P. Em meio ao convulso processo de desarmamento de 2014, que o sr. rejeitou, sofreu um acidente de avião no qual morreram quatro dos cinco passageiros. Só o sr. se salvou.
R. Não foi um acidente, é mentira. O avião caiu depois de receber vários tiros. Eu nunca senti a queda, quando o avião se chocou eu tinha perfurações de bala no corpo. E essa capacidade de disparar da terra a um objeto móvel só uma força armada tem. E falo por experiência própria: estive nos corpos especiais da infantaria. Também houve militares muito valentes, que sempre iam à frente na recuperação de cada cidade.
P. Qual a sua opinião sobre o assassinato de jornalistas?
"Até helicópteros armados para acabar com os Templários nos foram oferecidos pelo senhor que está preso lá em Nova York"
R. Acho que estão assassinando e matando a voz do México e de muita gente. Isso me deixa tão nervoso como quando nos matavam. O governo não pode permitir isso, porque, se continuarem calando a boca ao povo, este vai pegar em armas e já sabemos as consequências.

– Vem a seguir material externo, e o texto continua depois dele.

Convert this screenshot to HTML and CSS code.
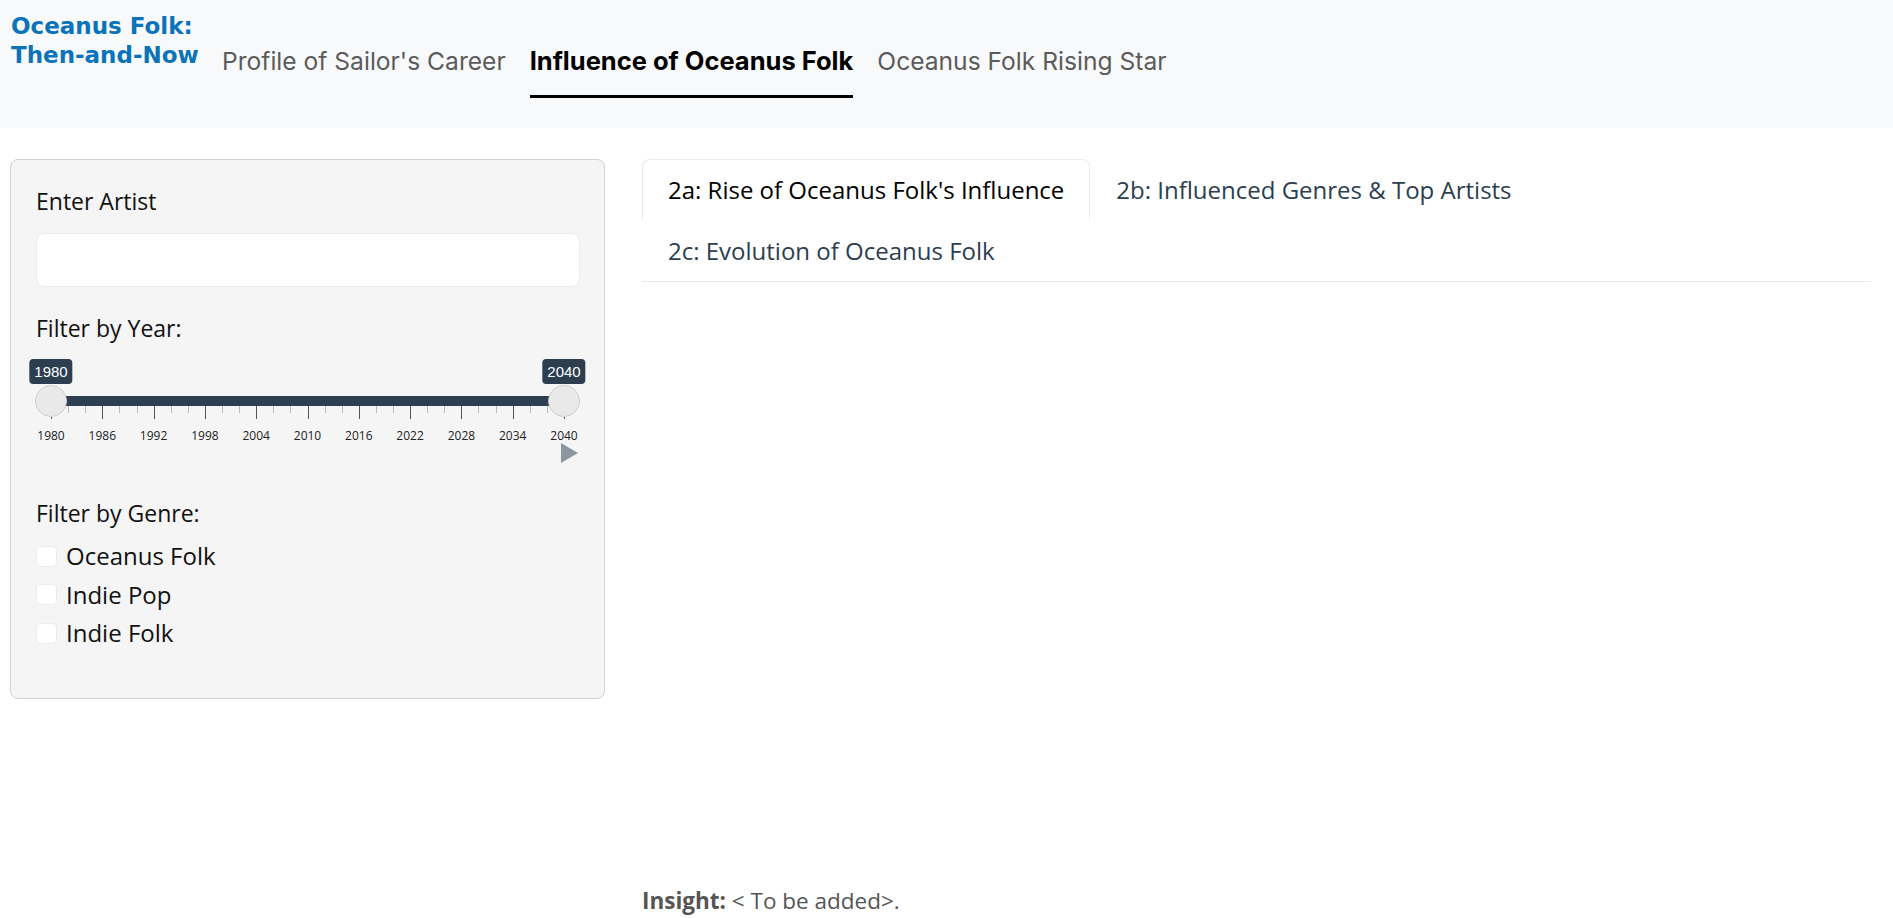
FILE: index.html
```html
<!DOCTYPE html>
<html lang="en">
<head>
<meta charset="utf-8">
<title>Oceanus Folk: Then-and-Now</title>
<link rel="stylesheet" href="styles.css">
</head>
<body>
<header class="topbar">
  <div class="brand">Oceanus Folk:<br>Then-and-Now</div>
  <nav class="mainnav">
    <a class="navlink">Profile of Sailor's Career</a>
    <a class="navlink active">Influence of Oceanus Folk</a>
    <a class="navlink">Oceanus Folk Rising Star</a>
  </nav>
</header>

<div class="layout">
  <aside class="sidebar">
    <div class="field">
      <label class="flabel">Enter Artist</label>
      <input class="textin" type="text">
    </div>

    <div class="field">
      <label class="flabel">Filter by Year:</label>
      <div class="slider">
        <div class="irs">
          <div class="bar"></div>
          <span class="tick major" style="left:0%"></span>
          <span class="tick minor" style="left:3.333%"></span>
          <span class="tick minor" style="left:6.667%"></span>
          <span class="tick major" style="left:10%"></span>
          <span class="tick minor" style="left:13.333%"></span>
          <span class="tick minor" style="left:16.667%"></span>
          <span class="tick major" style="left:20%"></span>
          <span class="tick minor" style="left:23.333%"></span>
          <span class="tick minor" style="left:26.667%"></span>
          <span class="tick major" style="left:30%"></span>
          <span class="tick minor" style="left:33.333%"></span>
          <span class="tick minor" style="left:36.667%"></span>
          <span class="tick major" style="left:40%"></span>
          <span class="tick minor" style="left:43.333%"></span>
          <span class="tick minor" style="left:46.667%"></span>
          <span class="tick major" style="left:50%"></span>
          <span class="tick minor" style="left:53.333%"></span>
          <span class="tick minor" style="left:56.667%"></span>
          <span class="tick major" style="left:60%"></span>
          <span class="tick minor" style="left:63.333%"></span>
          <span class="tick minor" style="left:66.667%"></span>
          <span class="tick major" style="left:70%"></span>
          <span class="tick minor" style="left:73.333%"></span>
          <span class="tick minor" style="left:76.667%"></span>
          <span class="tick major" style="left:80%"></span>
          <span class="tick minor" style="left:83.333%"></span>
          <span class="tick minor" style="left:86.667%"></span>
          <span class="tick major" style="left:90%"></span>
          <span class="tick minor" style="left:93.333%"></span>
          <span class="tick minor" style="left:96.667%"></span>
          <span class="tick major" style="left:100%"></span>

          <span class="glabel" style="left:0%">1980</span>
          <span class="glabel" style="left:10%">1986</span>
          <span class="glabel" style="left:20%">1992</span>
          <span class="glabel" style="left:30%">1998</span>
          <span class="glabel" style="left:40%">2004</span>
          <span class="glabel" style="left:50%">2010</span>
          <span class="glabel" style="left:60%">2016</span>
          <span class="glabel" style="left:70%">2022</span>
          <span class="glabel" style="left:80%">2028</span>
          <span class="glabel" style="left:90%">2034</span>
          <span class="glabel" style="left:100%">2040</span>

          <span class="handle" style="left:0%"></span>
          <span class="handle" style="left:100%"></span>
          <span class="tip" style="left:0%">1980</span>
          <span class="tip" style="left:100%">2040</span>
        </div>
        <div class="playrow">
          <svg class="play" width="17" height="20" viewBox="0 0 17 20"><polygon points="0,0 17,10 0,20" fill="#8e97a1"/></svg>
        </div>
      </div>
    </div>

    <div class="field genre">
      <label class="flabel">Filter by Genre:</label>
      <div class="checks">
        <label class="check"><span class="box"></span>Oceanus Folk</label>
        <label class="check"><span class="box"></span>Indie Pop</label>
        <label class="check"><span class="box"></span>Indie Folk</label>
      </div>
    </div>
  </aside>

  <main class="content">
    <ul class="tabs">
      <li class="tab active">2a: Rise of Oceanus Folk's Influence</li>
      <li class="tab">2b: Influenced Genres &amp; Top Artists</li>
      <li class="tab">2c: Evolution of Oceanus Folk</li>
    </ul>
    <div class="plotarea"></div>
    <p class="insight"><strong>Insight:</strong> &lt; To be added&gt;.</p>
  </main>
</div>
</body>
</html>
```

FILE: styles.css
```css
* { box-sizing: border-box; }

html, body {
  margin: 0;
  padding: 0;
  background: #ffffff;
  font-family: "Open Sans", Lato, sans-serif;
  color: #111;
}

/* ---------- header ---------- */
.topbar {
  height: 128px;
  background: #f8f9fa;
  display: flex;
  align-items: flex-start;
  padding-left: 11px;
}

.brand {
  flex: 0 0 199px;
  font-family: "DejaVu Sans", Inter, sans-serif;
  font-weight: 700;
  font-size: 23px;
  line-height: 29px;
  color: #0a73b9;
  margin-top: 12px;
  white-space: nowrap;
}

.mainnav {
  display: flex;
  margin-top: 45px;
}

.navlink {
  display: block;
  font-family: Inter, "Open Sans", sans-serif;
  font-size: 24.6px;
  line-height: 32px;
  color: #5b5b5b;
  padding: 0 12px 18px;
  border-bottom: 3px solid transparent;
  white-space: nowrap;
}

.navlink.active {
  color: #000;
  font-weight: 700;
  font-size: 25.5px;
  border-bottom-color: #000;
  padding: 0 0 18px;
  margin: 0 12px;
}

/* ---------- layout ---------- */
.layout {
  display: grid;
  grid-template-columns: 595px 1fr;
  column-gap: 37px;
  padding: 31px 22px 0 10px;
}

.sidebar {
  background: #f5f5f5;
  border: 1px solid #d2d2d2;
  border-radius: 8px;
  padding: 25px 24px 0 25px;
  height: 540px;
}

.field { margin-bottom: 25px; }

.flabel {
  display: block;
  font-size: 23px;
  line-height: 32px;
  color: #111;
  margin-bottom: 16px;
}

.textin {
  display: block;
  width: 100%;
  height: 54px;
  border: 1px solid #ebebeb;
  border-radius: 8px;
  background: #fff;
  outline: none;
  font: inherit;
}

/* ---------- slider ---------- */
.slider {
  position: relative;
  height: 106px;
  margin-top: -1px;
}

.irs {
  position: relative;
  margin: 0 16px 0 15px;
  height: 84px;
}

.bar {
  position: absolute;
  left: 0;
  right: 0;
  top: 37px;
  height: 10px;
  background: #2c3e50;
}

.tick {
  position: absolute;
  width: 1px;
  top: 47px;
}
.tick.major { height: 13px; background: #555; }
.tick.minor { height: 7px; background: #bbb; }

.glabel {
  position: absolute;
  top: 69px;
  transform: translateX(-50%);
  font-family: "Open Sans", Lato, sans-serif;
  font-size: 12px;
  line-height: 16px;
  color: #222;
}

.handle {
  position: absolute;
  top: 26px;
  width: 32px;
  height: 32px;
  margin-left: -16px;
  border-radius: 50%;
  background: #e9e9e9;
  border: 1px solid #cfcfcf;
}

.tip {
  position: absolute;
  top: 0;
  height: 25px;
  transform: translateX(-50%);
  background: #2c3e50;
  color: #fff;
  border-radius: 4px;
  padding: 0 5px;
  font-family: "Liberation Sans", Arial, sans-serif;
  font-size: 15px;
  line-height: 25px;
}

.playrow {
  display: flex;
  justify-content: flex-end;
  padding-right: 2px;
}

.play { display: block; }

/* ---------- genre ---------- */
.genre { margin-top: 32px; }
.genre .flabel { margin-bottom: 8px; }

.checks { display: flex; flex-direction: column; }

.check {
  display: flex;
  align-items: center;
  font-size: 24px;
  line-height: 38.5px;
  color: #111;
}

.box {
  width: 21px;
  height: 21px;
  background: #fff;
  border: 1px solid #ececec;
  border-radius: 4px;
  margin-right: 9px;
}

/* ---------- content ---------- */
.content {
  display: flex;
  flex-direction: column;
}

.tabs {
  list-style: none;
  margin: 0;
  padding: 0;
  display: flex;
  flex-wrap: wrap;
  border-bottom: 1px solid #e9ecef;
}

.tab {
  font-size: 24px;
  line-height: 32px;
  color: #2c3e50;
  padding: 14px 25px 13px 25px;
  border: 1px solid transparent;
  border-radius: 8px 8px 0 0;
  white-space: nowrap;
}

.tab.active {
  color: #000;
  border-color: #e9ecef #e9ecef transparent;
  background: #fff;
}

.plotarea { height: 603px; }

.insight {
  margin: 0;
  font-size: 22.5px;
  line-height: 32px;
  color: #555;
}
.insight strong { font-weight: 700; color: #555; }
```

P. O sr. deixará de ser um autodefesa?
R. Os únicos que são ex são os que mentem a vida toda para se tornar prefeitos, deputados ou presidente. No dia em que deixam de ser e não recebem sua mesada se tornam ex, mas nós não, não recebemos nada.
Mas não voltarei às trincheiras. As armas não são para mim, mas começo uma luta baseada na razão, na justiça e na verdade, que são as únicas armas que usei em toda a minha vida. Aprendi que com essas armas caíram impérios, ditaduras, monarquias...
P. Isso tem a ver com entrar na política? Há alguém que o inspire?
R. A política não me interesse, não quero ser mais um títere. Agradeço que López Obrador me cite e se interesse por mim e comemore minha libertação, mas se quisesse entrar na política já o teria feito quando me ofereceram, antes de ser preso. O presidente do Uruguai, José Mujica, me parece um personagem interessante. Alguém me deu um livro dele e sublinhei tudo que considerava importante e me dei conta de muitas coincidências.